Organ Systems, The Whole Body, and Populations

Organ systems are made up of organs that work together to perform a specific function for the body as a whole. Table 2 describes the organ systems and their primary organs and physiological functions.

Table 2. Organ Systems
Organ system Key Organ(s) Primary function(s)
integumentary skin support; protection; regulation of fluid levels
skeletal bones, cartilage support; protection; movement; blood cell production
muscular muscles, tendons support; movement
urinary kidneys, bladder, urethra waste removal; regulation of fluid levels
digestive tongue, esophagus, stomach, small intestine, large intestine, gallbladder, rectum digestion of food; waste removal
respiratory trachea, lungs gas exchange; regulation of temperature
cardiovascular heart, blood vessels transport of materials through the body; regulation of temperature
nervous brain, spinal cord control of behavior and body systems; cognition
endocrine glands control of the body systems and development
immune thymus, tonsils, spleen defense agains infection
lymphatic lymph nodes, lymphatic vessels immunity; regulating fluid balance
reproductive penis, testes, prostate (male); uterus, ovaries, vagina (female) reproduction

The Whole Body

The organ systems of the body all work together to maintain proper physiological functions. Many times in the arena of anatomy and physiology, including in this course, we closely examine the molecules, cells, tissues and organs of the body to learn their forms and functions. However, it is important to consider that every molecule works as part of the entire system. Endocrine disorders such as diabetes affect glucose levels in the body. Altered blood glucose levels can affect many organ systems.
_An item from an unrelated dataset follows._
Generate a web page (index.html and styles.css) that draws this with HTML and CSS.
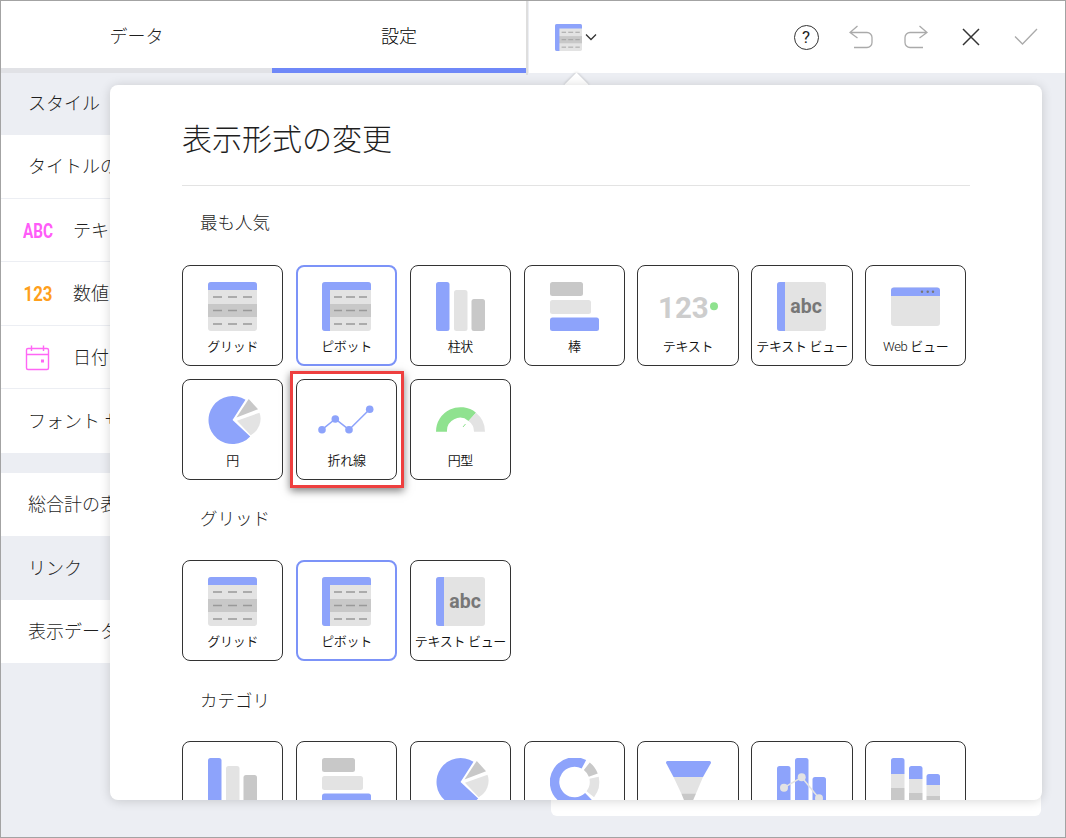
FILE: index.html
```html
<!DOCTYPE html>
<html lang="ja">
<head>
<meta charset="utf-8">
<title>表示形式の変更</title>
<link rel="stylesheet" href="styles.css">
</head>
<body>
<svg class="defs" width="0" height="0" aria-hidden="true">
  <defs>
    <symbol id="i-grid" viewBox="0 0 49 49">
      <rect width="49" height="49" rx="3" fill="#e3e3e3"/>
      <rect y="22" width="49" height="13" fill="#c8c8c8"/>
      <path d="M3 0h43a3 3 0 0 1 3 3v5H0V3a3 3 0 0 1 3-3z" fill="#8da3fb"/>
      <path d="M5 15h9M20 15h9M35 15h9M5 28.500h9M20 28.500h9M35 28.500h9M5 42h9M20 42h9M35 42h9" stroke="#999" stroke-width="1.500"/>
    </symbol>
    <symbol id="i-pivot" viewBox="0 0 49 49">
      <rect width="49" height="49" rx="3" fill="#e3e3e3"/>
      <rect y="22" width="49" height="13" fill="#c8c8c8"/>
      <path d="M3 0h43a3 3 0 0 1 3 3v5H8v41H3a3 3 0 0 1-3-3V3a3 3 0 0 1 3-3z" fill="#8da3fb"/>
      <path d="M12 15h8M24 15h9M37 15h8M12 28.500h8M24 28.500h9M37 28.500h8M12 42h8M24 42h9M37 42h8" stroke="#999" stroke-width="1.500"/>
    </symbol>
    <symbol id="i-column" viewBox="0 0 49 49">
      <rect width="13.500" height="49" rx="2.500" fill="#8da3fb"/>
      <rect x="18" y="8" width="13.500" height="41" rx="2.500" fill="#e3e3e3"/>
      <rect x="35.500" y="17" width="13.500" height="32" rx="2.500" fill="#c8c8c8"/>
    </symbol>
    <symbol id="i-bar" viewBox="0 0 49 49">
      <rect width="33" height="14" rx="2.500" fill="#c8c8c8"/>
      <rect y="18" width="41" height="14" rx="2.500" fill="#e3e3e3"/>
      <rect y="35.500" width="49" height="13.500" rx="2.500" fill="#8da3fb"/>
    </symbol>
    <symbol id="i-number" viewBox="0 0 66 49">
      <text class="svg-num" x="0" y="35.500">123</text>
      <circle cx="56" cy="24.300" r="4" fill="#8fe28f"/>
    </symbol>
    <symbol id="i-textview" viewBox="0 0 49 49">
      <rect width="49" height="49" rx="3" fill="#e3e3e3"/>
      <path d="M3 0h5v49H3a3 3 0 0 1-3-3V3a3 3 0 0 1 3-3z" fill="#8da3fb"/>
      <text class="svg-abc" x="13.300" y="30.700">abc</text>
    </symbol>
    <symbol id="i-web" viewBox="0 0 49 49">
      <rect y="5.500" width="49" height="38.500" rx="3" fill="#e3e3e3"/>
      <path d="M3 5.500h43a3 3 0 0 1 3 3v5.500H0V8.500a3 3 0 0 1 3-3z" fill="#8da3fb"/>
      <circle cx="31" cy="9.800" r="1.200" fill="#777"/>
      <circle cx="36.700" cy="9.800" r="1.200" fill="#777"/>
      <circle cx="42" cy="9.800" r="1.200" fill="#777"/>
    </symbol>
    <symbol id="i-pie" viewBox="0 0 54 49">
      <path d="M25 24L38.200 3.400A24.500 24.500 0 1 0 43 40.700Z" fill="#8da3fb"/>
      <path d="M29 21.500L41.500 2.500 51 13Z" fill="#c8c8c8"/>
      <path d="M29.500 24.700L52.500 16.500A19 19 0 0 1 43.500 39.500Z" fill="#e3e3e3"/>
    </symbol>
    <symbol id="i-line" viewBox="-4 0 57 49">
      <path d="M0 33.700L13.300 23 27 33.700 47.700 13.300" fill="none" stroke="#8da3fb" stroke-width="1.500"/>
      <circle cx="0" cy="33.700" r="3.800" fill="#8da3fb"/>
      <circle cx="13.300" cy="23" r="3.800" fill="#8da3fb"/>
      <circle cx="27" cy="33.700" r="3.800" fill="#8da3fb"/>
      <circle cx="47.700" cy="13.300" r="3.800" fill="#8da3fb"/>
    </symbol>
    <symbol id="i-gauge" viewBox="0 0 49 49">
      <path d="M0 35.700A24.500 24.500 0 0 1 40 16.700L32.500 25A13 13 0 0 0 11 35.700Z" fill="#8fe28f"/>
      <path d="M40 16.700A24.500 24.500 0 0 1 49 35.700H38A13 13 0 0 0 32.500 25Z" fill="#e3e3e3"/>
      <path d="M27 31L29.500 28" stroke="#8fe28f" stroke-width="1"/>
    </symbol>
    <symbol id="i-donut" viewBox="0 0 53 49">
      <path d="M33.900 6.300A20 20 0 1 0 38.400 38.400" fill="none" stroke="#8da3fb" stroke-width="9.500"/>
      <path d="M36.800 8.200A20 20 0 0 1 43.300 17.200" fill="none" stroke="#c8c8c8" stroke-width="9.500"/>
      <path d="M44.100 19.800A20 20 0 0 1 40.300 36.300" fill="none" stroke="#e3e3e3" stroke-width="9.500"/>
    </symbol>
    <symbol id="i-funnel" viewBox="0 0 49 49">
      <path d="M3.500 3h42a1.500 1.500 0 0 1 1.300 2.200L39 19H9.500L2.200 5.200A1.500 1.500 0 0 1 3.500 3z" fill="#8da3fb"/>
      <path d="M9.500 19H39L32 35.500H17.300Z" fill="#e3e3e3"/>
      <path d="M17.300 35.500H32L27 47H22Z" fill="#c8c8c8"/>
    </symbol>
    <symbol id="i-combo" viewBox="0 0 49 49">
      <rect y="8" width="13.500" height="41" rx="2.500" fill="#8da3fb"/>
      <rect x="18" width="13.500" height="49" rx="2.500" fill="#8da3fb"/>
      <rect x="35.500" y="19" width="13.500" height="30" rx="2.500" fill="#8da3fb"/>
      <path d="M7 29.700L24.700 19.300 42 40.300" fill="none" stroke="#e3e3e3" stroke-width="1.500"/>
      <circle cx="7" cy="29.700" r="4" fill="#e3e3e3"/>
      <circle cx="24.700" cy="19.300" r="4" fill="#e3e3e3"/>
      <circle cx="42" cy="40.300" r="4" fill="#e3e3e3"/>
    </symbol>
    <symbol id="i-stack" viewBox="0 0 49 49">
      <path d="M2.500 0h8.500a2.500 2.500 0 0 1 2.500 2.500V16H0V2.500A2.500 2.500 0 0 1 2.500 0z" fill="#8da3fb"/>
      <rect y="16" width="13.500" height="14" fill="#e3e3e3"/>
      <rect y="30" width="13.500" height="19" fill="#c8c8c8"/>
      <path d="M20.500 8h8.500a2.500 2.500 0 0 1 2.500 2.500V21H18V10.500A2.500 2.500 0 0 1 20.500 8z" fill="#8da3fb"/>
      <rect x="18" y="21" width="13.500" height="14" fill="#e3e3e3"/>
      <rect x="18" y="35" width="13.500" height="14" fill="#c8c8c8"/>
      <path d="M38 16h8.500a2.500 2.500 0 0 1 2.500 2.500V27H35.500v-8.500A2.500 2.500 0 0 1 38 16z" fill="#8da3fb"/>
      <rect x="35.500" y="27" width="13.500" height="11" fill="#e3e3e3"/>
      <rect x="35.500" y="38" width="13.500" height="11" fill="#c8c8c8"/>
    </symbol>
  </defs>
</svg>

<div class="app">
  <aside class="left">
    <nav class="tabs">
      <div class="tab">データ</div>
      <div class="tab tab-active">設定</div>
    </nav>
    <div class="row row-gray row-first">スタイル</div>
    <div class="row">タイトルの表示</div>
    <div class="row">
      <svg class="row-icon" width="30" height="20" viewBox="0 0 30 20"><text class="svg-abc-tag" x="0" y="17" textLength="30" lengthAdjust="spacingAndGlyphs">ABC</text></svg>
      テキスト
    </div>
    <div class="row">
      <svg class="row-icon" width="30" height="20" viewBox="0 0 30 20"><text class="svg-num-tag" x="0.500" y="17" textLength="29" lengthAdjust="spacingAndGlyphs">123</text></svg>
      数値
    </div>
    <div class="row">
      <svg class="row-icon" width="30" height="26" viewBox="0 0 30 26">
        <path d="M5 3.500H24a1.500 1.500 0 0 1 1.500 1.500V23a1.500 1.500 0 0 1-1.500 1.500H5A1.500 1.500 0 0 1 3.500 23V5A1.500 1.500 0 0 1 5 3.500zM3.500 9.500H25.500M8.500 0.500V6M20.500 0.500V6" fill="none" stroke="#ff66f5" stroke-width="1.400"/>
        <rect x="18" y="14.500" width="3" height="3" fill="#ff66f5"/>
      </svg>
      日付
    </div>
    <div class="row row-last">フォント サイズ</div>
    <div class="row row-group">総合計の表示</div>
    <div class="row row-gray">リンク</div>
    <div class="row">表示データ</div>
  </aside>

  <div class="divider"></div>

  <main class="right">
    <header class="toolbar">
      <div class="type-switch">
        <svg class="type-icon" width="27" height="27"><use href="#i-pivot"/></svg>
        <svg width="12" height="8" viewBox="0 0 12 8"><path d="M1 1.500L6 6.500 11 1.500" fill="none" stroke="#333" stroke-width="1.300"/></svg>
      </div>
      <div class="actions">
        <span class="action"><span class="help">?</span></span>
        <span class="action"><svg width="24" height="24" viewBox="0 0 24 24"><path d="M8.500 1L1 7.500 8.500 13M1 7.500H18a5 5 0 0 1 5 5v5a5 5 0 0 1-5 5H5" fill="none" stroke="#aaa" stroke-width="1.300"/></svg></span>
        <span class="action"><svg width="24" height="24" viewBox="0 0 24 24"><path d="M15.500 1L23 7.500 15.500 13M23 7.500H6a5 5 0 0 0-5 5v5a5 5 0 0 0 5 5h13" fill="none" stroke="#aaa" stroke-width="1.300"/></svg></span>
        <span class="action"><svg width="18" height="18" viewBox="0 0 18 18"><path d="M1 1L17 17M17 1L1 17" fill="none" stroke="#333" stroke-width="1.500"/></svg></span>
        <span class="action"><svg width="24" height="18" viewBox="0 0 24 18"><path d="M1 8.500L8.500 16 23 1" fill="none" stroke="#aaa" stroke-width="1.300"/></svg></span>
      </div>
    </header>
    <div class="card"></div>
  </main>

  <span class="arrow"></span>
  <section class="modal">
    <h1 class="modal-title">表示形式の変更</h1>
    <h2 class="group group-top">最も人気</h2>
    <div class="tiles">
      <div class="tile"><svg class="icon"><use href="#i-grid"/></svg><span class="label">グリッド</span></div>
      <div class="tile tile-selected"><svg class="icon"><use href="#i-pivot"/></svg><span class="label">ピボット</span></div>
      <div class="tile"><svg class="icon"><use href="#i-column"/></svg><span class="label">柱状</span></div>
      <div class="tile"><svg class="icon"><use href="#i-bar"/></svg><span class="label">棒</span></div>
      <div class="tile"><svg class="icon icon-wide"><use href="#i-number"/></svg><span class="label">テキスト</span></div>
      <div class="tile"><svg class="icon"><use href="#i-textview"/></svg><span class="label">テキスト ビュー</span></div>
      <div class="tile"><svg class="icon"><use href="#i-web"/></svg><span class="label">Web ビュー</span></div>
      <div class="tile"><svg class="icon icon-pie"><use href="#i-pie"/></svg><span class="label">円</span></div>
      <div class="tile tile-marked"><svg class="icon icon-line"><use href="#i-line"/></svg><span class="label">折れ線</span><span class="marker"></span></div>
      <div class="tile"><svg class="icon"><use href="#i-gauge"/></svg><span class="label">円型</span></div>
    </div>
    <h2 class="group">グリッド</h2>
    <div class="tiles">
      <div class="tile"><svg class="icon"><use href="#i-grid"/></svg><span class="label">グリッド</span></div>
      <div class="tile tile-selected"><svg class="icon"><use href="#i-pivot"/></svg><span class="label">ピボット</span></div>
      <div class="tile"><svg class="icon"><use href="#i-textview"/></svg><span class="label">テキスト ビュー</span></div>
    </div>
    <h2 class="group group-last">カテゴリ</h2>
    <div class="tiles">
      <div class="tile"><svg class="icon"><use href="#i-column"/></svg></div>
      <div class="tile"><svg class="icon"><use href="#i-bar"/></svg></div>
      <div class="tile"><svg class="icon icon-pie"><use href="#i-pie"/></svg></div>
      <div class="tile"><svg class="icon icon-pie"><use href="#i-donut"/></svg></div>
      <div class="tile"><svg class="icon"><use href="#i-funnel"/></svg></div>
      <div class="tile"><svg class="icon"><use href="#i-combo"/></svg></div>
      <div class="tile"><svg class="icon"><use href="#i-stack"/></svg></div>
    </div>
  </section>
</div>
</body>
</html>
```

FILE: styles.css
```css
* { box-sizing: border-box; }

html, body {
  margin: 0;
  height: 100%;
}

body {
  font-family: Roboto, "Noto Sans CJK JP", sans-serif;
  font-weight: 300;
  color: #1f1f1f;
  background: #eceef3;
}

.defs { position: absolute; }

.app {
  position: relative;
  display: flex;
  width: 1066px;
  height: 838px;
  border: 1px solid #a3a3a3;
  background: #eceef3;
  overflow: hidden;
}

/* left settings panel */
.left {
  width: 525px;
  flex: none;
  display: flex;
  flex-direction: column;
}

.tabs {
  display: flex;
  height: 72px;
  flex: none;
  background: #fff;
  box-shadow: inset 0 -5px 0 #e1e2e6;
}

.tab {
  height: 72px;
  padding-bottom: 5px;
  display: flex;
  align-items: center;
  justify-content: center;
  font-size: 18px;
  width: 271px;
}

.tab-active {
  width: 254px;
  color: #000;
  border-bottom: 5px solid #6f88f8;
  padding-bottom: 0;
}

.row {
  height: 63.600px;
  flex: none;
  display: flex;
  align-items: center;
  gap: 21px;
  padding: 0 0 2px 27px;
  background: #fff;
  border-bottom: 1px solid #eceef3;
  font-size: 18px;
  white-space: nowrap;
}

.row-icon {
  margin: 4px -1px 0 -5px;
  flex: none;
}

.row-first {
  height: 62px;
  padding-bottom: 4px;
}

.row-gray {
  background: #eceef3;
  border-bottom: 0;
}

.row-last { border-bottom: 0; }

.row-group { margin-top: 20px; }

.divider {
  width: 2px;
  height: 74px;
  flex: none;
  background: #dedede;
}

/* right pane */
.right {
  flex: 1;
  display: flex;
  flex-direction: column;
  min-width: 0;
}

.toolbar {
  height: 72px;
  flex: none;
  margin-left: 1px;
  background: #fff;
  display: flex;
  align-items: center;
  justify-content: space-between;
  padding: 0 11.500px 0 26px;
}

.type-switch {
  display: flex;
  align-items: center;
  gap: 3px;
}

.type-icon { display: block; }

.actions { display: flex; }

.action {
  width: 55px;
  display: flex;
  align-items: center;
  justify-content: center;
}

.help {
  width: 25px;
  height: 25px;
  border: 1.500px solid #333;
  border-radius: 50%;
  display: flex;
  align-items: center;
  justify-content: center;
  font-size: 17px;
  font-weight: 400;
}

.card {
  margin: 17px 24px 21px 23px;
  flex: 1;
  background: #fff;
  border-radius: 6px;
}

/* popover */
.arrow {
  position: absolute;
  left: 567px;
  top: 75px;
  width: 17px;
  height: 17px;
  background: #fff;
  transform: rotate(45deg);
  box-shadow: 0 0 3px rgba(0, 0, 0, .25);
}

.modal {
  position: absolute;
  left: 109px;
  top: 84px;
  width: 932px;
  height: 715px;
  padding: 36px 72px 0;
  background: #fff;
  border-radius: 8px;
  box-shadow: 0 1px 11px rgba(0, 0, 0, .16);
  overflow: hidden;
}

.modal-title {
  margin: 0;
  height: 65px;
  padding-bottom: 26px;
  border-bottom: 1px solid #e3e3e3;
  font-size: 30px;
  line-height: 38px;
  font-weight: 300;
}

.group {
  margin: 27px 0 29px 18px;
  font-size: 17.500px;
  line-height: 24px;
  font-weight: 300;
}

.group-top { margin: 25px 0 30px 18px; }
.group-last { margin: 28px 0 28px 18px; }

.tiles {
  display: grid;
  grid-template-columns: repeat(7, 101.400px);
  grid-auto-rows: 101px;
  gap: 13px 12.460px;
}

.tile {
  position: relative;
  display: flex;
  flex-direction: column;
  align-items: center;
  padding-top: 16px;
  background: #fff;
  border: 1px solid #333;
  border-radius: 8px;
}

.tile-selected {
  border: 2px solid #7c93f8;
  padding-top: 15px;
}

.icon {
  width: 49px;
  height: 49px;
  flex: none;
  display: block;
}

.icon-wide { width: 66px; margin-left: 5px; }
.icon-pie { width: 53px; margin-left: 4px; }
.icon-line { width: 57px; }

.label {
  margin-top: 8px;
  font-size: 13px;
  line-height: 16px;
  font-weight: 350;
  color: #111;
  letter-spacing: -.3px;
  white-space: nowrap;
}

.marker {
  position: absolute;
  left: -7px;
  top: -9px;
  right: -8px;
  bottom: -9px;
  border: 3px solid #ee3f3f;
  box-shadow: 0 3px 8px rgba(0, 0, 0, .5);
  pointer-events: none;
}

/* text inside svg icons */
.svg-num {
  font: 700 29.500px Roboto, sans-serif;
  fill: #cdcdcd;
}

.svg-abc {
  font: 700 19.500px Roboto, sans-serif;
  fill: #777;
}

.svg-abc-tag {
  font: 700 20px Roboto, sans-serif;
  fill: #ff5cf8;
}

.svg-num-tag {
  font: 700 20px Roboto, sans-serif;
  fill: #ff9f1c;
}
```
For example, the immune system may not heal as well, the urinary system may experience kidney damage, and the cardiovascular system can experience vascular damage, even to the point of causing blindness. In the body, everything is interconnected.


Beyond the body, populations and environment can impact physiology and health. Some diseases and disorders are common to certain populations, most likely because of genetic connections. Also, environmental conditions can impact health. Particulates in the air can impact respiratory function. We are also affected by foods, exercise, sun exposure and other environmental conditions.